• **Source material**:
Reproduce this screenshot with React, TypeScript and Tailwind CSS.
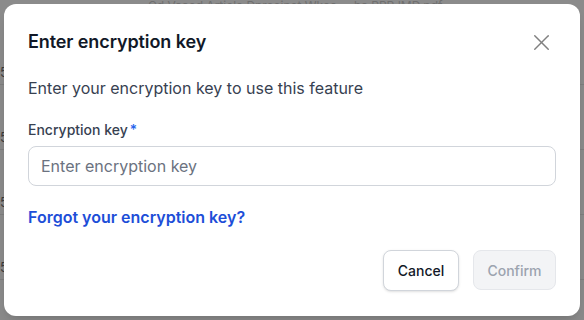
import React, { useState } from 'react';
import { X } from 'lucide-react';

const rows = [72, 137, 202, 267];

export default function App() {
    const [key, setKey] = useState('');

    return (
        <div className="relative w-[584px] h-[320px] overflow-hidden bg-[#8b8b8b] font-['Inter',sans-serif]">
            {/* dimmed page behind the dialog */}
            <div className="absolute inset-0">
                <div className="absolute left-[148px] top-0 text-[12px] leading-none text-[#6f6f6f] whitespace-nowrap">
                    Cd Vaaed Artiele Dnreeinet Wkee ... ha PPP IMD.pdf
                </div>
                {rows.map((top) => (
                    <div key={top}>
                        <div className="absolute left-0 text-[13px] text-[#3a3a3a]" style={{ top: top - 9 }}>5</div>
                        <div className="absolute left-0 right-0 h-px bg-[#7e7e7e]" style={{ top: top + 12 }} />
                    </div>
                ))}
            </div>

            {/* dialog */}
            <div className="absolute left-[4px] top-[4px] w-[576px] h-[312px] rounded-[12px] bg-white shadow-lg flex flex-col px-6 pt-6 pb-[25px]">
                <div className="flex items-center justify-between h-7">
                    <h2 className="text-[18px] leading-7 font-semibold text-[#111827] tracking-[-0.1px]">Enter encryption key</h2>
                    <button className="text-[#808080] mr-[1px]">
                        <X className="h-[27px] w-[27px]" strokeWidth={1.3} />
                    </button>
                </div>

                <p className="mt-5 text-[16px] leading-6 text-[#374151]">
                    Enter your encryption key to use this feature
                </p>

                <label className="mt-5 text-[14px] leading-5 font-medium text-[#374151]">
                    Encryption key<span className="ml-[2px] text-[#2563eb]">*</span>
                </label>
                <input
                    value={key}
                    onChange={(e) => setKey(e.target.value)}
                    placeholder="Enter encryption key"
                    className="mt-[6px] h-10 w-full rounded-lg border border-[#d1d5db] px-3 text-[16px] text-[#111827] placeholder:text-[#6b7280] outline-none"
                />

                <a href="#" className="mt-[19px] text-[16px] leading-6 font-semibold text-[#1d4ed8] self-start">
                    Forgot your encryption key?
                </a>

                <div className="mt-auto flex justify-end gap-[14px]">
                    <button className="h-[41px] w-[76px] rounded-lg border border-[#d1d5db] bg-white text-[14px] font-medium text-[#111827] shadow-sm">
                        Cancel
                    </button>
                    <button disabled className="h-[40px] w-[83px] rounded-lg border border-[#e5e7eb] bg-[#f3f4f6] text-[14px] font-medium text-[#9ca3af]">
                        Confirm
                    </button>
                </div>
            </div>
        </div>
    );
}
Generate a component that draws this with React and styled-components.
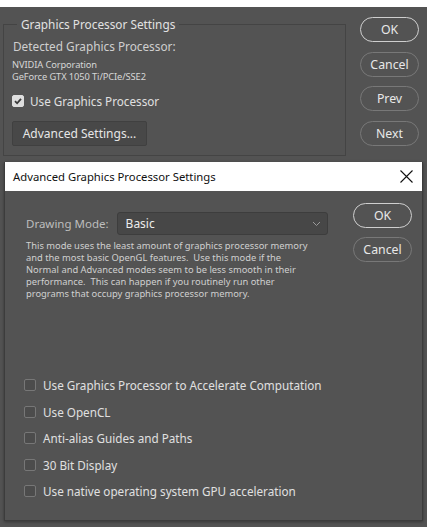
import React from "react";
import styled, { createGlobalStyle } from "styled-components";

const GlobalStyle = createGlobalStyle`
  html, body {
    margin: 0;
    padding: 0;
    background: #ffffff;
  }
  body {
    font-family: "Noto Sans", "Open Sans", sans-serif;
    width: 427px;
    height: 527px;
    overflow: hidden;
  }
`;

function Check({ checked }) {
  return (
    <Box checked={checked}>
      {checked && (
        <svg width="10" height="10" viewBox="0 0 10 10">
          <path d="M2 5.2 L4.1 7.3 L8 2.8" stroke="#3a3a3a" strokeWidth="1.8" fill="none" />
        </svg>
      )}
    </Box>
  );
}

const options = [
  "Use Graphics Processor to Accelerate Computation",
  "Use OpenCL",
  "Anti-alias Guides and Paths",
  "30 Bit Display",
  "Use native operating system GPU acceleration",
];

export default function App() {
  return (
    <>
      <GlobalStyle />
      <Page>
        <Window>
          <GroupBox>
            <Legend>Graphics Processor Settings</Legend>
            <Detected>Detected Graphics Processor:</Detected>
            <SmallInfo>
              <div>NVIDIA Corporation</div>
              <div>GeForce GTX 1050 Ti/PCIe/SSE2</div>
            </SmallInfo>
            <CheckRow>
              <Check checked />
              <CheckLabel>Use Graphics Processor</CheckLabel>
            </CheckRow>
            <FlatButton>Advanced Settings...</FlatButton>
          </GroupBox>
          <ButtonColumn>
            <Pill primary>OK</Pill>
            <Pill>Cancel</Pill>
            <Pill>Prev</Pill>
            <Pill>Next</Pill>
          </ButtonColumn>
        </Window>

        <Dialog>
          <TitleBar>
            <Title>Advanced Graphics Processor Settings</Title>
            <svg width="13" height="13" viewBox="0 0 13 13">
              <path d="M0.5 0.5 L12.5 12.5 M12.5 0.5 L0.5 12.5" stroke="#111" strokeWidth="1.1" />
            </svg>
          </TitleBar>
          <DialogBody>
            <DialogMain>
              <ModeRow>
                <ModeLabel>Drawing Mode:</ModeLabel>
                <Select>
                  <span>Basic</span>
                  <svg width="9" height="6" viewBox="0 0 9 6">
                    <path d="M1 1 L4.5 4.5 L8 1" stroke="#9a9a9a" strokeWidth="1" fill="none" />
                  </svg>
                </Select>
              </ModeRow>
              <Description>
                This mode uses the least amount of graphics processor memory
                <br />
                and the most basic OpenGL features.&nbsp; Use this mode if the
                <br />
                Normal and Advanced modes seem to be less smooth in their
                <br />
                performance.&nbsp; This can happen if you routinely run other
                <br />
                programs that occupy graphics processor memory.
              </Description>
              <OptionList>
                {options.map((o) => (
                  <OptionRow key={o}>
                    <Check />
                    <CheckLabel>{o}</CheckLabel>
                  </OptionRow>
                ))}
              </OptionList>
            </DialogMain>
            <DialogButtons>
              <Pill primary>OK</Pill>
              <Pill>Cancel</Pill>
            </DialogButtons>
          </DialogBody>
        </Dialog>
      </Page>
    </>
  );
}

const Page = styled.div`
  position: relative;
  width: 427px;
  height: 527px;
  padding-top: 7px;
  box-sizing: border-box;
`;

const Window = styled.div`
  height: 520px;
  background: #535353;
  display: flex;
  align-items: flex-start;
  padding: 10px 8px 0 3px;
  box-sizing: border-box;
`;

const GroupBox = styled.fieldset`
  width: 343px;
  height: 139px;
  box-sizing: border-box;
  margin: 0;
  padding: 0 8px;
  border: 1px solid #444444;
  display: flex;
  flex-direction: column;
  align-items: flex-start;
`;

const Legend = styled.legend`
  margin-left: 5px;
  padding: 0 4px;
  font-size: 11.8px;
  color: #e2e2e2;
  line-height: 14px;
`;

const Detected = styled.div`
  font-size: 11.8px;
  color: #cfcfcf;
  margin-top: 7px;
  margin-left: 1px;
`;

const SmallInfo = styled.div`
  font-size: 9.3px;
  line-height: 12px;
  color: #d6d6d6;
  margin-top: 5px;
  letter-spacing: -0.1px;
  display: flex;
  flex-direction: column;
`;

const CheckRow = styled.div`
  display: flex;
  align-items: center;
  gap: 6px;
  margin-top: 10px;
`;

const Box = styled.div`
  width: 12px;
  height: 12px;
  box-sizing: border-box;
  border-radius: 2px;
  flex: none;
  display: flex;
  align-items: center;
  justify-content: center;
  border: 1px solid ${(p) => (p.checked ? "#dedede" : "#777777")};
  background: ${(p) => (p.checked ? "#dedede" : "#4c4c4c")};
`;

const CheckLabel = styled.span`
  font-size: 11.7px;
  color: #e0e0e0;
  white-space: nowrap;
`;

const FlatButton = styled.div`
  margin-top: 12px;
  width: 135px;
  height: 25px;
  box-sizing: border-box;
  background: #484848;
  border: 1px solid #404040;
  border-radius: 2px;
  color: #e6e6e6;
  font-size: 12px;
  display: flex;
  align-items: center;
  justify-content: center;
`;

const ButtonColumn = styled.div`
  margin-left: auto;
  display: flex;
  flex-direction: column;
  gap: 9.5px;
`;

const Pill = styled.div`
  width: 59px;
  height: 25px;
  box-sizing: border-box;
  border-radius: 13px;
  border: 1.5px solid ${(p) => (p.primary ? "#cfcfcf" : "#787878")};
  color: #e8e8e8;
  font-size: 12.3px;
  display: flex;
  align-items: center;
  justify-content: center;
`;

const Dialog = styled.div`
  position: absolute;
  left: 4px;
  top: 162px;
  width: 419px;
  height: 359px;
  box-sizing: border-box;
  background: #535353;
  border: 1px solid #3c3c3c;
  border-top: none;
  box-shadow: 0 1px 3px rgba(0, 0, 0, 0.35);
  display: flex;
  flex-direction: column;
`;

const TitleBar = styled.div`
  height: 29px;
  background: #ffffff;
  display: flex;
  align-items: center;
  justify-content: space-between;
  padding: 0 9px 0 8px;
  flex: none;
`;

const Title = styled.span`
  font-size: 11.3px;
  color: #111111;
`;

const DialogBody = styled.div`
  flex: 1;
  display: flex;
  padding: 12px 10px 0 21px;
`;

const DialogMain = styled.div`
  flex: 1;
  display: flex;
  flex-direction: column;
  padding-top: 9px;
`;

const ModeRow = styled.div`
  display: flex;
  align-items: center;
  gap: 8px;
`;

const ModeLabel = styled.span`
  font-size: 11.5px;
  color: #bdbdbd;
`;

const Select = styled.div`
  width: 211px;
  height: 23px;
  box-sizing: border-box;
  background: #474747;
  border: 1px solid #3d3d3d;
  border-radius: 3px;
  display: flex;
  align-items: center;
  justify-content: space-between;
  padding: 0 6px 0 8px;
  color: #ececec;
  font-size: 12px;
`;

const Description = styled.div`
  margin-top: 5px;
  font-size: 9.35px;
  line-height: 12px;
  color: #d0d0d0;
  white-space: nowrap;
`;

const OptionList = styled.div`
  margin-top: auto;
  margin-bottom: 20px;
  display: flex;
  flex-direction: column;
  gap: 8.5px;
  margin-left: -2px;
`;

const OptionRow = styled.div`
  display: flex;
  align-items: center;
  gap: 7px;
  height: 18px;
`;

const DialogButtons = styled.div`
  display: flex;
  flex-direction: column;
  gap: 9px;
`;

• **Task details**:
Write out exactly the opening lines of the data, stopping after the line that holds "const [key, setKey] = useState('');". Exclude pictures.

• **Exercise response**:
Reproduce this screenshot with React, TypeScript and Tailwind CSS.
import React, { useState } from 'react';
import { X } from 'lucide-react';

const rows = [72, 137, 202, 267];

export default function App() {
    const [key, setKey] = useState('');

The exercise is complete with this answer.